Une feuille aux multiples ramifications et un seul sujet d’actualité par numéro. Le 1 marque sa différence et démontre que les idées et le politique doivent réinvestir les bistrots et kiosques à journaux.

Il suffit d’évoquer son nom pour que quelques associations surgissent, au gré des intérêts des uns et des autres : Eric Fottorino. Ancien patron du Monde, écrivain de la mémoire (du père surtout) ou encore féru cycliste et admirateur du Tour de France, chacun a « son Fottorino ».

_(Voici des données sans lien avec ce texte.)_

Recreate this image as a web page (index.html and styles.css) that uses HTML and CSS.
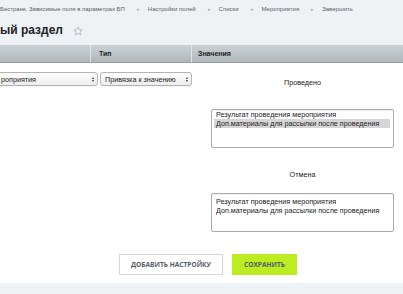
FILE: index.html
```html
<!DOCTYPE html>
<html>
<head>
<meta charset="utf-8">
<link rel="stylesheet" href="styles.css">
</head>
<body>
<div class="page">
  <div class="top">
    <div class="crumbs">
      <span>Бестранк. Зависимые поля в параметрах БП</span><span class="sep">&#9656;</span>
      <span>Настройки полей</span><span class="sep">&#9656;</span>
      <span>Списки</span><span class="sep">&#9656;</span>
      <span>Мероприятия</span><span class="sep">&#9656;</span>
      <span>Завершить</span>
    </div>
    <div class="title-row">
      <h1 class="title">ый раздел</h1>
      <svg class="star" width="10" height="10" viewBox="0 0 20 20"><path d="M10 1.8l2.5 5.4 5.9.7-4.4 4 1.2 5.8L10 14.8l-5.2 2.9 1.2-5.8-4.4-4 5.9-.7z" fill="none" stroke="#a7b0b8" stroke-width="1.6" stroke-linejoin="round"/></svg>
    </div>
  </div>
  <div class="content">
    <div class="grid">
      <div class="th th1"></div>
      <div class="th th2">Тип</div>
      <div class="th th3">Значения</div>
      <div class="td">
        <div class="sel sel1"><span class="sel-text">роприятия</span><span class="arr"><i class="up"></i><i class="dn"></i></span></div>
      </div>
      <div class="td">
        <div class="sel sel2"><span class="sel-text">Привязка к значению</span><span class="arr"><i class="up"></i><i class="dn"></i></span></div>
      </div>
      <div class="td vals">
        <div class="lbl lbl1">Проведено</div>
        <div class="listbox lb1">
          <div class="opt">Результат проведения мероприятия</div>
          <div class="opt picked">Доп.материалы для рассылки после проведения</div>
        </div>
        <div class="lbl lbl2">Отмена</div>
        <div class="listbox lb2">
          <div class="opt">Результат проведения мероприятия</div>
          <div class="opt">Доп.материалы для рассылки после проведения</div>
        </div>
      </div>
    </div>
    <div class="buttons">
      <div class="btn btn-add">Добавить настройку</div>
      <div class="btn btn-save">Сохранить</div>
    </div>
  </div>
</div>
</body>
</html>
```
FILE: styles.css
```css
html, body {
  margin: 0;
  padding: 0;
  background: #eef2f4;
}
body {
  width: 403px;
  height: 294px;
  overflow: hidden;
  font-family: "Liberation Sans", Arial, sans-serif;
}
.page {
  width: 403px;
}
.top {
  height: 45px;
  display: flex;
  flex-direction: column;
}
.crumbs {
  padding-top: 5px;
  font-size: 6px;
  line-height: 8px;
  color: #56606b;
  white-space: nowrap;
  display: flex;
  align-items: center;
}
.crumbs .sep {
  font-size: 5px;
  color: #a3acb4;
  margin: 0 8px 0 12px;
}
.title-row {
  margin-top: 8px;
  display: flex;
  align-items: center;
  height: 18px;
}
.title {
  margin: 0;
  font-size: 12px;
  line-height: 18px;
  font-weight: bold;
  color: #1d2227;
}
.star {
  margin-left: 10px;
  margin-top: 1px;
}
.content {
  background: #fff;
  padding-bottom: 8px;
}
.grid {
  display: grid;
  grid-template-columns: 91px 101px 1fr;
}
.th {
  height: 17px;
  line-height: 18px;
  font-size: 7px;
  font-weight: bold;
  color: #1e2326;
  background: linear-gradient(#cbd2d5, #aeb8bb);
  border-bottom: 1px solid #97a1a4;
  box-sizing: content-box;
}
.th1, .th2 {
  border-right: 1px solid #dfe4e6;
}
.th2 { padding-left: 8px; }
.th3 { padding-left: 6px; }
.td {
  padding-top: 9px;
}
.sel {
  height: 12px;
  border: 1px solid #b3b3b3;
  border-radius: 3px;
  background: linear-gradient(#ffffff, #ededed);
  display: flex;
  align-items: center;
  justify-content: space-between;
  font-size: 7.2px;
  color: #222;
  box-shadow: 0 0.5px 0.5px rgba(0,0,0,0.08);
}
.sel1 {
  margin-left: -6px;
  width: 93px;
  padding-left: 6px;
  padding-right: 3px;
}
.sel2 {
  margin-left: 9px;
  width: 83px;
  padding-left: 4px;
  padding-right: 3px;
}
.sel-text {
  white-space: nowrap;
}
.arr {
  display: flex;
  flex-direction: column;
  gap: 1px;
  align-items: center;
}
.arr i {
  display: block;
  width: 0;
  height: 0;
  border-left: 1.5px solid transparent;
  border-right: 1.5px solid transparent;
}
.arr .up { border-bottom: 2.5px solid #333; }
.arr .dn { border-top: 2.5px solid #333; }
.vals {
  padding-top: 0;
  padding-left: 19px;
  padding-right: 9px;
  display: flex;
  flex-direction: column;
}
.lbl {
  text-align: center;
  font-size: 7.2px;
  line-height: 10px;
  color: #222;
}
.lbl1 { margin-top: 15px; }
.lbl2 { margin-top: 22px; }
.listbox {
  height: 37px;
  border: 1px solid #aaaaaa;
  border-radius: 2px;
  padding: 0 3px 0 2px;
  box-shadow: inset 0 1px 1px rgba(0,0,0,0.06);
  font-size: 7.2px;
  line-height: 9px;
  color: #222;
}
.lb1 { margin-top: 21px; }
.lb2 { margin-top: 13px; padding-top: 3px; height: 34px; }
.opt {
  padding-left: 2px;
  white-space: nowrap;
}
.opt.picked {
  background: #d6d6d6;
}
.buttons {
  margin-top: 22px;
  padding-left: 119px;
  display: flex;
  gap: 9px;
}
.btn {
  height: 21px;
  box-sizing: border-box;
  display: flex;
  align-items: center;
  justify-content: center;
  font-family: "Open Sans", sans-serif;
  font-weight: bold;
  font-size: 6.6px;
  text-transform: uppercase;
  color: #535c69;
}
.btn-add {
  width: 104px;
  background: #fff;
  border: 1px solid #d3d8dc;
}
.btn-save {
  width: 65px;
  background: #bbed21;
}
```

Et le voilà qui produit un hebdomadaire pour le moins singulier, Le 1, au format papier pour aller à contre-courant et prouver que oui, il est encore possible de s’attabler au bistrot pour déployer un journal et gêner un peu son voisin. L’objet se présente de la façon suivante : une feuille immense qui, grâce à un pliage en trois, trouve un format agréable dans un premier temps, conventionnel au premier dépliage, puis franchement encombrant au troisième. Pour ceux d’entre vous qui auraient connu le syllabus à ses débuts, une larme de nostalgie s’impose… Pour rappel, c’est dans les cuisines des rédacteurs que le syllabus papier était plié à la règle, un par un, des heures durant, avant d’être transporté dans des sacs Migros et distribué dans les lieux culturels de la ville de Genève.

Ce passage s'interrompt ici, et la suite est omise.